職業安定所、略して 「職安」。
現在ではハローワークとか言うらしいが、そんなチャラい和製英語より、
「職安」 という響きの方が好きだ。
昔、憧がれていたライブハウス「LOFT」は、新宿の”職安通り”にあった。
旧LOFTの話だから、今は移転して、新宿の違うところに在る。
十数年前「ばるぼら」で「LOFT」に出演したとき、何かの話のついでに(今は亡き)父親に、、
「今度、新宿の”職安通り”にあるライヴハウスに出るんだよ」と言ったら
「懐かしいな、若かった頃俺もそのへんでよく、仕事したりしたよ」と話してくれた。
そのことは俺にとっても感慨深く、”職安通り”に着いた時は、懐かしささえ感じた。
・・・・・・生まれ故郷である、戸山ハイツから近かった、ってこともあるんだけどね。
さて、時間は流れて21世紀になり、俺は紆余曲折あってまた(何度目か?)求職することになり、
七転び八起きの末、「職安」で仕事を見つけた。これがまた「昭和」な感じの、レトロな運送会社で。
まずは、
面接に行った。都市部の、わりに賑わってる地区に、大きな駐車場。舗装は、されていない。
入り口の看板に大きく「福笑運送」(筆者注・・仮名)と毛筆体で書いてある。
京都市内の、ビジネス街のビルが林立してる土地柄なのだが、そこだけ平地で、大型トラックが数台停めてある。
同じ敷地内の大通り沿いには別の和風な名前の、これまたレトロな定食屋が。
ふうん・・・・と思いながら敷地内の自転車置き場にバイクを停めていると、
定食屋から出てきた白髪白髭のご老人に怒鳴られる。

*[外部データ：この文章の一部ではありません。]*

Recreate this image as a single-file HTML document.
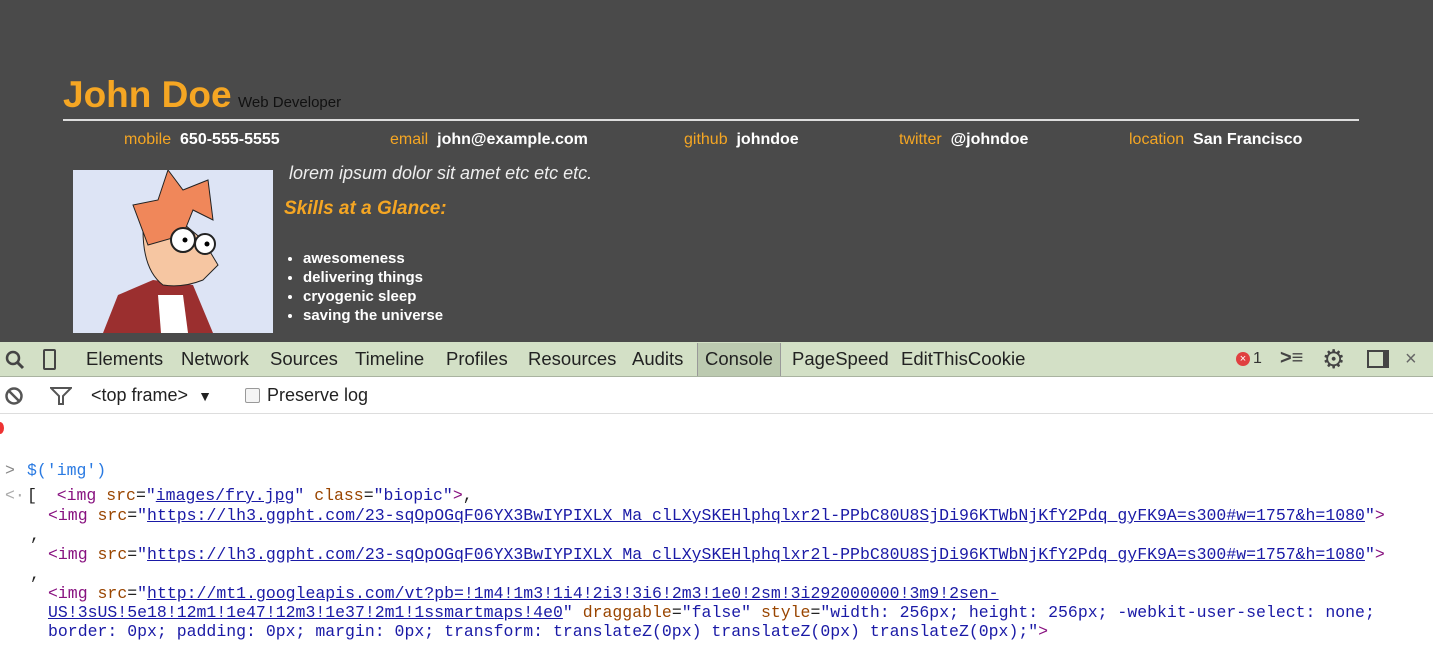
<!DOCTYPE html>
<html><head><style>
body{margin:0;width:1433px;height:654px;overflow:hidden;background:#fff;font-family:"Liberation Sans",sans-serif;position:relative}
.top{position:absolute;left:0;top:0;width:1433px;height:342px;background:#4a4a4a}
.abs{position:absolute;white-space:nowrap}
.or{color:#f5a623}
.tb{position:absolute;left:0;top:342px;width:1433px;height:34px;background:#d3e0c6;border-bottom:1px solid #a9b3a0}
.tab{position:absolute;top:348px;font-size:18.5px;color:#222}
.cb{position:absolute;left:0;top:377px;width:1433px;height:36px;border-bottom:1px solid #ddd;background:#fff}
.m{font-family:"Liberation Mono",monospace;font-size:16.5px;position:absolute;white-space:nowrap;color:#222}
.tag{color:#881280}.at{color:#994500}.v{color:#1a1aa6}.u{color:#1a1aa6;text-decoration:underline}
</style></head><body>
<div class="top"></div>
<div class="abs or" style="left:63px;top:74px;font-size:37px;font-weight:bold">John Doe</div>
<div class="abs" style="left:238px;top:94px;font-size:15px;color:#111">Web Developer</div>
<div class="abs" style="left:63px;top:119px;width:1296px;height:2px;background:#ddd"></div>
<div class="abs" style="top:131px;left:124px;font-size:16px"><span class="or">mobile</span>&nbsp; <b style="color:#fff">650-555-5555</b></div>
<div class="abs" style="top:131px;left:390px;font-size:16px"><span class="or">email</span>&nbsp; <b style="color:#fff">john@example.com</b></div>
<div class="abs" style="top:131px;left:684px;font-size:16px"><span class="or">github</span>&nbsp; <b style="color:#fff">johndoe</b></div>
<div class="abs" style="top:131px;left:899px;font-size:16px"><span class="or">twitter</span>&nbsp; <b style="color:#fff">@johndoe</b></div>
<div class="abs" style="top:131px;left:1129px;font-size:16px"><span class="or">location</span>&nbsp; <b style="color:#fff">San Francisco</b></div>
<svg class="abs" style="left:73px;top:170px" width="200" height="163" viewBox="0 0 200 163">
<rect width="200" height="163" fill="#dde4f5"/>
<path d="M30 163 L45 125 L80 110 L120 115 L140 163Z" fill="#9b2f2f"/>
<path d="M85 125 L110 125 L115 163 L88 163Z" fill="#fff"/>
<path d="M70 60 Q75 40 100 45 L130 70 L145 95 L130 110 Q110 118 90 115 Q70 100 70 60Z" fill="#f6c6a2" stroke="#222"/>
<path d="M60 35 L85 30 L95 0 L110 20 L135 10 L140 50 L120 40 L110 65 L75 75Z" fill="#f0875a" stroke="#222"/>
<circle cx="110" cy="70" r="12" fill="#fff" stroke="#222" stroke-width="2"/><circle cx="132" cy="74" r="10" fill="#fff" stroke="#222" stroke-width="2"/>
<circle cx="112" cy="70" r="2.5" fill="#000"/><circle cx="134" cy="74" r="2.5" fill="#000"/>
</svg>
<div class="abs" style="left:289px;top:163px;font-size:18px;font-style:italic;color:#eee">lorem ipsum dolor sit amet etc etc etc.</div>
<div class="abs or" style="left:284px;top:198px;font-size:19px;font-style:italic;font-weight:bold">Skills at a Glance:</div>
<ul class="abs" style="left:263px;top:249px;margin:0;padding-left:40px;color:#fff;font-weight:bold;font-size:15px;line-height:19px;list-style:disc">
<li>awesomeness</li><li>delivering things</li><li>cryogenic sleep</li><li>saving the universe</li></ul>
<div class="tb"></div>
<svg class="abs" style="left:5px;top:350px" width="20" height="20"><circle cx="8" cy="8" r="6" fill="none" stroke="#444" stroke-width="2.5"/><path d="M12 12 L18 18" stroke="#444" stroke-width="3"/></svg>
<svg class="abs" style="left:42px;top:348px" width="16" height="24"><rect x="2" y="2" width="11" height="19" rx="1" fill="none" stroke="#444" stroke-width="2"/></svg>
<div class="tab" style="left:86px">Elements</div><div class="tab" style="left:181px">Network</div><div class="tab" style="left:270px">Sources</div><div class="tab" style="left:355px">Timeline</div><div class="tab" style="left:446px">Profiles</div><div class="tab" style="left:528px">Resources</div><div class="tab" style="left:632px">Audits</div>
<div class="abs" style="left:697px;top:343px;width:82px;height:33px;background:#bccab0;border-left:1px solid #999;border-right:1px solid #999"></div>
<div class="tab" style="left:705px">Console</div><div class="tab" style="left:792px">PageSpeed</div><div class="tab" style="left:901px">EditThisCookie</div>
<div class="abs" style="left:1236px;top:352px;width:14px;height:14px;border-radius:50%;background:#e04040;color:#fff;font-size:11px;text-align:center;line-height:14px">×</div>
<div class="abs" style="left:1253px;top:350px;font-size:16px;color:#333">1</div>
<div class="abs" style="left:1280px;top:347px;font-size:20px;font-weight:bold;color:#444">&gt;≡</div>
<div class="abs" style="left:1322px;top:344px;font-size:26px;color:#444">⚙</div>
<div class="abs" style="left:1367px;top:350px;width:14px;height:14px;border:2px solid #444;border-right-width:6px"></div>
<div class="abs" style="left:1405px;top:348px;font-size:20px;color:#666">×</div>
<div class="cb"></div>
<svg class="abs" style="left:4px;top:386px" width="20" height="20"><circle cx="10" cy="10" r="7.5" fill="none" stroke="#555" stroke-width="2.5"/><path d="M5 5 L15 15" stroke="#555" stroke-width="2.5"/></svg>
<svg class="abs" style="left:50px;top:387px" width="22" height="18"><path d="M1 1 H21 L13 9 V17 H9 V9Z" fill="none" stroke="#555" stroke-width="2"/></svg>
<div class="abs" style="left:91px;top:385px;font-size:18px;color:#222">&lt;top frame&gt; &nbsp;<span style="font-size:14px">▼</span></div>
<div class="abs" style="left:245px;top:388px;width:13px;height:13px;border:1px solid #999;border-radius:2px;background:#f4f4f4"></div>
<div class="abs" style="left:267px;top:385px;font-size:18px;color:#222">Preserve log</div>
<div class="abs" style="left:-4px;top:422px;width:8px;height:12px;border-radius:50%;background:#e33"></div>
<div class="m" style="left:5px;top:461px;color:#888">&gt;</div>
<div class="m" style="left:27px;top:461px;color:#2a7ae2">$('img')</div>
<div class="m" style="left:5px;top:486px;color:#aaa">&lt;·</div>
<div class="m" style="left:27px;top:486px">[ &nbsp;<span class="tag">&lt;img</span> <span class="at">src</span>=<span class="v">"</span><span class="u">images/fry.jpg</span><span class="v">"</span> <span class="at">class</span>=<span class="v">"biopic"</span><span class="tag">&gt;</span>,</div>
<div class="m" style="left:48px;top:506px"><span class="tag">&lt;img</span> <span class="at">src</span>=<span class="v">"</span><span class="u">https://lh3.ggpht.com/23-sqOpOGqF06YX3BwIYPIXLX_Ma_clLXySKEHlphqlxr2l-PPbC80U8SjDi96KTWbNjKfY2Pdq_gyFK9A=s300#w=1757&amp;h=1080</span><span class="v">"</span><span class="tag">&gt;</span></div>
<div class="m" style="left:30px;top:526px">,</div>
<div class="m" style="left:48px;top:545px"><span class="tag">&lt;img</span> <span class="at">src</span>=<span class="v">"</span><span class="u">https://lh3.ggpht.com/23-sqOpOGqF06YX3BwIYPIXLX_Ma_clLXySKEHlphqlxr2l-PPbC80U8SjDi96KTWbNjKfY2Pdq_gyFK9A=s300#w=1757&amp;h=1080</span><span class="v">"</span><span class="tag">&gt;</span></div>
<div class="m" style="left:30px;top:565px">,</div>
<div class="m" style="left:48px;top:584px"><span class="tag">&lt;img</span> <span class="at">src</span>=<span class="v">"</span><span class="u">http://mt1.googleapis.com/vt?pb=!1m4!1m3!1i4!2i3!3i6!2m3!1e0!2sm!3i292000000!3m9!2sen-</span></div>
<div class="m" style="left:48px;top:603px"><span class="u">US!3sUS!5e18!12m1!1e47!12m3!1e37!2m1!1ssmartmaps!4e0</span><span class="v">"</span> <span class="at">draggable</span>=<span class="v">"false"</span> <span class="at">style</span>=<span class="v">"width: 256px; height: 256px; -webkit-user-select: none;</span></div>
<div class="m" style="left:48px;top:622px"><span class="v">border: 0px; padding: 0px; margin: 0px; transform: translateZ(0px) translateZ(0px) translateZ(0px);"</span><span class="tag">&gt;</span></div>
</body></html>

「なにしとるんじゃそこで!」
ひぃ・・・・と思いつつ「「運送屋さんのほうに面接で来ました~」と言うと。
「何だと?・・・・・・・ほんなら、入れ」と。
この人は社長さんだった(運送会社も定食屋も同じ経営だった)。
職安からこの時間に面接行きます、と連絡行ってるはずなんだから、怒鳴らないでよね(笑)。
さて、社長さんに連れられて定食屋裏の運送事務所に行くと、
そこは壁に毛筆で「根性」と書かれた額縁があり、ソファがあり、チワワがいた。昭和だ。
社員は十数人のようで、社長の息子さんが専務をされているようだ。社長の奥さんも、定食屋にいるみたい。
家族経営って、ほんわかしていいよね。
運送事務所の事務員もいるのだが、昼時に行ったらエプロンをつけて、定食屋で働いていた(笑)。
従業員(運転手)には、定食屋の弁当を持たせてくれることもあるそうだ。
さてさて、
とても感じの良い人達だったので、俺はそこで働かせてもらうことになった。
乗るのは、積載量13トン800、思いっきりフルサイズの大型トラック、ウイング車である。
振込み銀行を聞かれないな・・・と思っていたら給料は「手渡し」で頂けるみたいだし(珍しいよね?)、
制服・・・というか作業着はどうするのかな?と思っていたら
社長が着ていた「福笑運送」ネーム入りのジャンパーをくれて、「わしのじゃけど、やる」とのこと。
どこまで昭和なんだ(笑)。
あそこの敷地内だけ昭和で時が止まってるかのようだ。まるで高倉健が働いていそうな、運送会社。
雰囲気は昭和だが、トラックはちゃんとエアサス、GPSタコグラフ装備で、ちゃんとしてる。
でもトラックのオイル交換は自分でやるらしい。・・・・・昭和だ。
土日に休みが多いのが嬉しい。ココロおぎなくライヴ出来る、というものだ。
運送事務所も定食屋も、建物は風格ある・・・というか古いんだが、
新しい建物より断然、俺はそういうのが好きなのだ。俺のバイク停めてても、似合うし。
・・・・・・・・・・・・・・さてさて、今後、どうなりますやら。
「昭和レトロ運送会社での、片山道郎奮闘記」。
また落ち着いて、面白いことあったら書くよ。